Goff cried for two weeks after Prince passed. He said he wasn’t sure if he would make it through but we were welcome to help him sing along. The screens went skyward and heavenly as images of the Purple One appeared as Goff started “Purple Rain.” The crowd helped as he struggled, barely getting the words out, face burning red with emotion.
“A good solid closer is like a finishing move in wrestling. If my last name was Von Erich, than “Swallowing Swords” is my ‘claw.’ Originally Goff wasn’t going to do any old material but “Swallowing” was his mom’s favorite song and not closing with it would have been wrong.
“I figured if I was going to play something old, I might as well honor the past further by slipping in a bit of “My Red Little Dream” and “With An Upraised Knife” in it as well.”
Ending old school he finished with a mini-medley and the last song he played live four years ago. “Swallowing Swords” began with creepy cranky guitar notes as rain fell through the speakers with its ballistic battalion tempo and speed with portions of “My Red Little Dream” and “With An Upraised Knife” making ending appearances.
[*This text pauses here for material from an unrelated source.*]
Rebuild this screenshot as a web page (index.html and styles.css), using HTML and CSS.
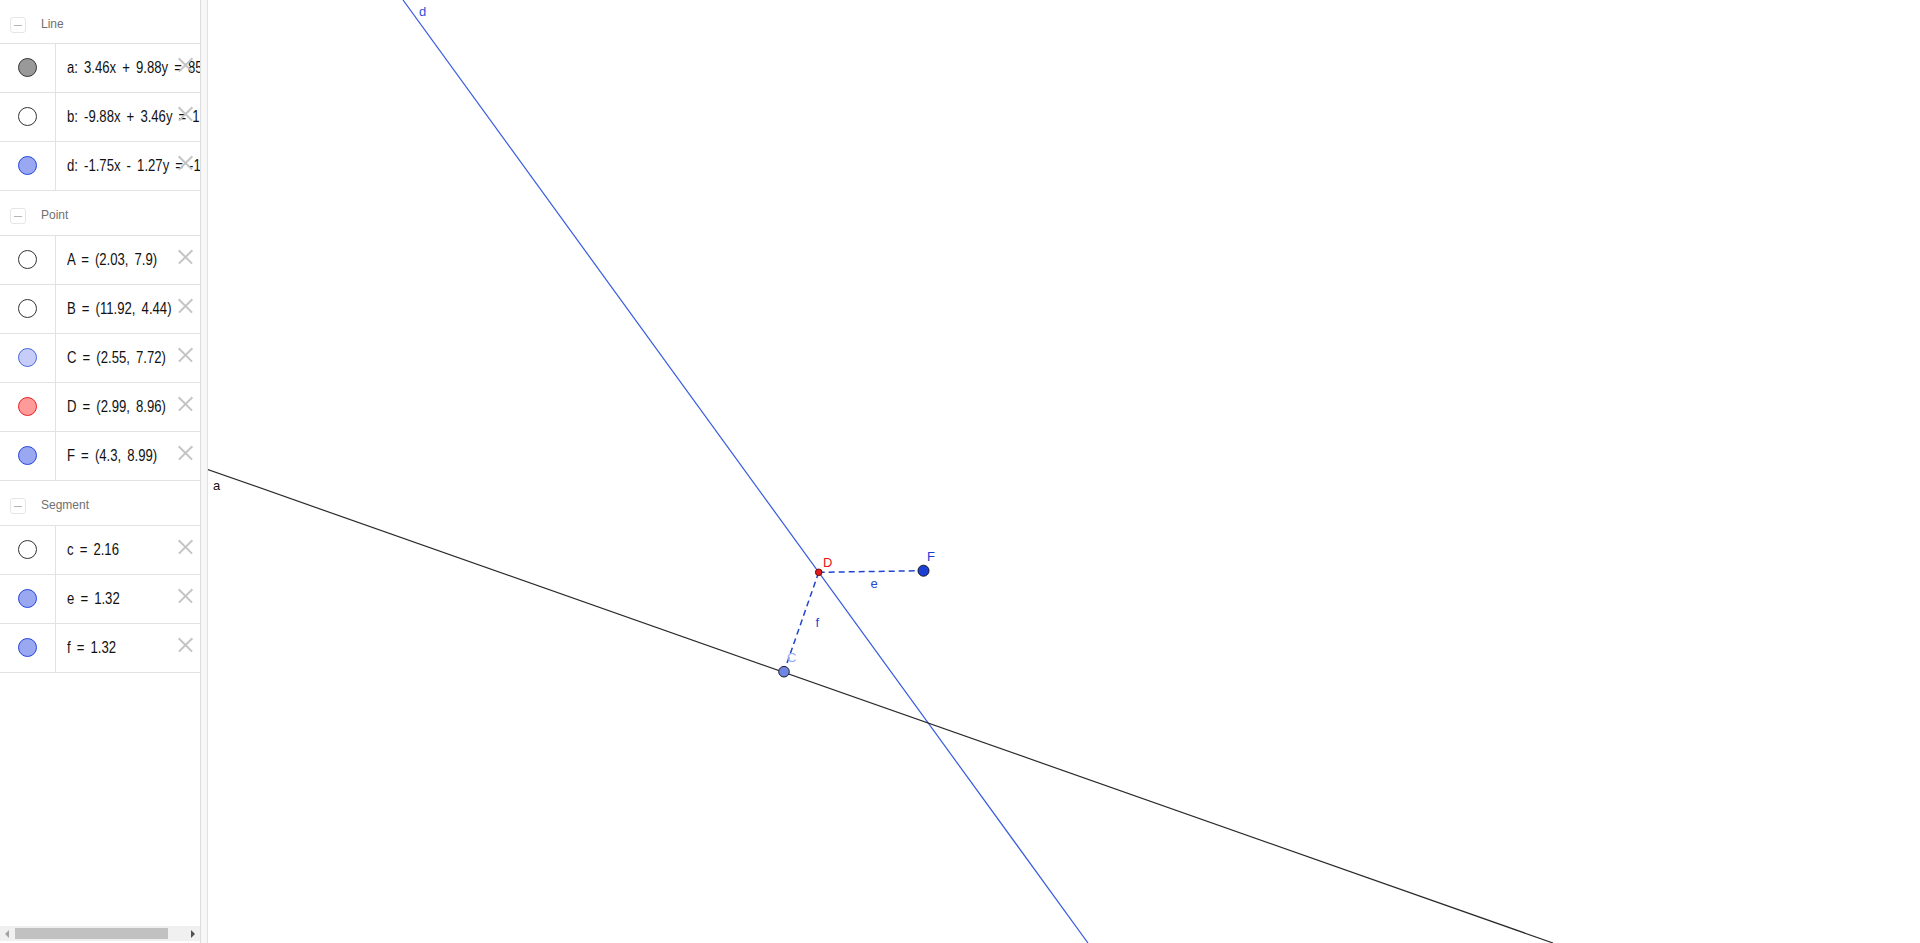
FILE: index.html
```html
<!DOCTYPE html>
<html>
<head>
<meta charset="utf-8">
<link rel="stylesheet" href="styles.css">
</head>
<body>
<div class="app">
  <div class="algebra">
    <div class="list">
      <div class="group first"><span class="toggle"><span class="dash"></span></span><span class="gname">Line</span></div>
      <div class="row"><div class="cell-marble"><span class="marble m-grey"></span></div><div class="cell-text"><span class="expr">a: 3.46x + 9.88y = 85.07</span></div><span class="del"></span></div>
      <div class="row"><div class="cell-marble"><span class="marble m-white"></span></div><div class="cell-text"><span class="expr">b: -9.88x + 3.46y = 1.52</span></div><span class="del"></span></div>
      <div class="row"><div class="cell-marble"><span class="marble m-blue"></span></div><div class="cell-text"><span class="expr">d: -1.75x - 1.27y = -16.61</span></div><span class="del"></span></div>
      <div class="group"><span class="toggle"><span class="dash"></span></span><span class="gname">Point</span></div>
      <div class="row"><div class="cell-marble"><span class="marble m-white"></span></div><div class="cell-text"><span class="expr">A = (2.03, 7.9)</span></div><span class="del"></span></div>
      <div class="row"><div class="cell-marble"><span class="marble m-white"></span></div><div class="cell-text"><span class="expr">B = (11.92, 4.44)</span></div><span class="del"></span></div>
      <div class="row"><div class="cell-marble"><span class="marble m-lightblue"></span></div><div class="cell-text"><span class="expr">C = (2.55, 7.72)</span></div><span class="del"></span></div>
      <div class="row"><div class="cell-marble"><span class="marble m-red"></span></div><div class="cell-text"><span class="expr">D = (2.99, 8.96)</span></div><span class="del"></span></div>
      <div class="row"><div class="cell-marble"><span class="marble m-blue"></span></div><div class="cell-text"><span class="expr">F = (4.3, 8.99)</span></div><span class="del"></span></div>
      <div class="group"><span class="toggle"><span class="dash"></span></span><span class="gname">Segment</span></div>
      <div class="row"><div class="cell-marble"><span class="marble m-white"></span></div><div class="cell-text"><span class="expr">c = 2.16</span></div><span class="del"></span></div>
      <div class="row"><div class="cell-marble"><span class="marble m-blue"></span></div><div class="cell-text"><span class="expr">e = 1.32</span></div><span class="del"></span></div>
      <div class="row"><div class="cell-marble"><span class="marble m-blue"></span></div><div class="cell-text"><span class="expr">f = 1.32</span></div><span class="del"></span></div>
    </div>
    <div class="hscroll">
      <span class="arrow-left"></span>
      <span class="thumb"></span>
      <span class="arrow-right"></span>
    </div>
  </div>
  <div class="splitter"></div>
  <div class="graphics">
    <svg class="canvas" viewBox="208 0 1712 943" width="1712" height="943" xmlns="http://www.w3.org/2000/svg">
      <line x1="403" y1="0" x2="1088" y2="943" stroke="#3559e0" stroke-width="1.2"/>
      <line x1="207.3" y1="469.3" x2="1553" y2="943" stroke="#2a2a2a" stroke-width="1.2"/>
      <line x1="818.7" y1="572.3" x2="923.3" y2="570.7" stroke="#1f45d2" stroke-width="1.5" stroke-dasharray="6 4"/>
      <line x1="818.7" y1="572.3" x2="784" y2="671.7" stroke="#1f45d2" stroke-width="1.5" stroke-dasharray="6 4"/>
      <circle cx="784" cy="671.7" r="5.3" fill="#6f86e2" stroke="#1e1e2e" stroke-width="1"/>
      <circle cx="923.5" cy="570.7" r="5.5" fill="#1a3fd2" stroke="#151530" stroke-width="1"/>
      <circle cx="818.7" cy="572.3" r="3.3" fill="#e41c1c" stroke="#6a0a0a" stroke-width="1"/>
      <text class="lbl" x="419" y="16" fill="#2e52dc">d</text>
      <text class="lbl" x="213" y="490" fill="#111">a</text>
      <text class="lbl" x="823" y="567" fill="#e81414">D</text>
      <text class="lbl" x="927" y="561" fill="#1a3fd2">F</text>
      <text class="lbl" x="870.5" y="588" fill="#2447d4">e</text>
      <text class="lbl" x="815.5" y="627" fill="#2447d4">f</text>
      <text class="lbl" x="787" y="662" fill="#9aabf2">C</text>
    </svg>
  </div>
</div>
</body>
</html>
```

FILE: styles.css
```css
html, body {
  margin: 0;
  padding: 0;
  background: #ffffff;
}

.app {
  display: flex;
  width: 1920px;
  height: 943px;
  overflow: hidden;
}

.algebra {
  width: 200px;
  flex: none;
  display: flex;
  flex-direction: column;
  border-right: 1px solid #dcdcdc;
  background: #ffffff;
}

.list {
  flex: 1;
  overflow: hidden;
}

.group {
  height: 45px;
  box-sizing: border-box;
  display: flex;
  align-items: flex-start;
  padding: 17px 0 0 10px;
  border-bottom: 1px solid #e2e2e2;
}

.group.first {
  height: 44px;
}

.toggle {
  width: 14px;
  height: 14px;
  border: 1px solid #e6e6e6;
  border-radius: 3px;
  display: flex;
  align-items: center;
  justify-content: center;
}

.dash {
  width: 8px;
  height: 1px;
  background: #b4b4b4;
}

.gname {
  margin-left: 15px;
  font-family: "Liberation Sans", Arial, sans-serif;
  font-size: 12px;
  line-height: 15px;
  color: #707070;
}

.row {
  position: relative;
  height: 49px;
  box-sizing: border-box;
  display: flex;
  border-bottom: 1px solid #e2e2e2;
}

.cell-marble {
  width: 56px;
  flex: none;
  border-right: 1px solid #e2e2e2;
  display: flex;
  align-items: center;
  justify-content: center;
  padding-bottom: 2px;
  box-sizing: border-box;
}

.marble {
  width: 17px;
  height: 17px;
  border-radius: 50%;
  border: 1px solid #333;
  box-sizing: content-box;
}

.m-grey { background: #999999; border-color: #333333; }
.m-white { background: #ffffff; border-color: #333333; }
.m-blue { background: #99a8f0; border-color: #2244dd; }
.m-lightblue { background: #c6cdf8; border-color: #4a66e0; }
.m-red { background: #ff9a9a; border-color: #e82020; }

.cell-text {
  flex: 1;
  min-width: 0;
  overflow: hidden;
  white-space: nowrap;
  display: flex;
  align-items: center;
  padding-left: 11px;
}

.expr {
  display: inline-block;
  font-family: "Liberation Sans", Arial, sans-serif;
  font-size: 16px;
  word-spacing: 3px;
  color: #111111;
  transform: scaleX(0.82);
  transform-origin: 0 50%;
}

.del {
  position: absolute;
  right: 7px;
  top: 13px;
  width: 15px;
  height: 15px;
}

.del::before,
.del::after {
  content: "";
  position: absolute;
  left: -2px;
  top: 6.5px;
  width: 19px;
  height: 1.6px;
  background: #c4c4c4;
  transform: rotate(45deg);
}

.del::after {
  transform: rotate(-45deg);
}

.hscroll {
  height: 15px;
  margin-bottom: 2px;
  background: #f0f0f0;
  position: relative;
  flex: none;
}

.thumb {
  position: absolute;
  left: 15px;
  top: 2px;
  width: 153px;
  height: 11px;
  background: #c1c1c1;
}

.arrow-left {
  position: absolute;
  left: 5px;
  top: 4px;
  width: 0;
  height: 0;
  border-top: 4px solid transparent;
  border-bottom: 4px solid transparent;
  border-right: 4px solid #a3a3a3;
}

.arrow-right {
  position: absolute;
  right: 5px;
  top: 4px;
  width: 0;
  height: 0;
  border-top: 4px solid transparent;
  border-bottom: 4px solid transparent;
  border-left: 4px solid #505050;
}

.splitter {
  width: 6px;
  flex: none;
  background: #f7f7f7;
  border-right: 1px solid #e2e2e2;
}

.graphics {
  flex: 1;
  position: relative;
  overflow: hidden;
  background: #ffffff;
}

.canvas {
  display: block;
}

.lbl {
  font-family: "Liberation Sans", Arial, sans-serif;
  font-size: 13px;
}
```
Top of the world mom!
Ending the show Goff sat down Indian style back to the crowd guitar behind him, breathing heavily, shaking with emotional culmination, taking it in as exhaustion slowly turned to the beginnings of recovery.
Goff says, “Swallowing” was the most difficult and emotional part of the entire show. “I relived the last 15 years up there in those 18 minutes and I know I was not alone. After the show, the feedback has been honestly overwhelming.”
In 15 years of doing this band, 700+ shows, he’s never gotten a reaction from people like this. “I think more than half the room, told me they cried at least once, if not multiple times, as well as laughed and raged right along with me. I’ve been told by a good portion of the people that it was “the best show they have ever seen or experienced.” That’s the most unbelievable thing to me. I will never forget that night. It was the greatest night on stage I have ever lived, in my entire life.”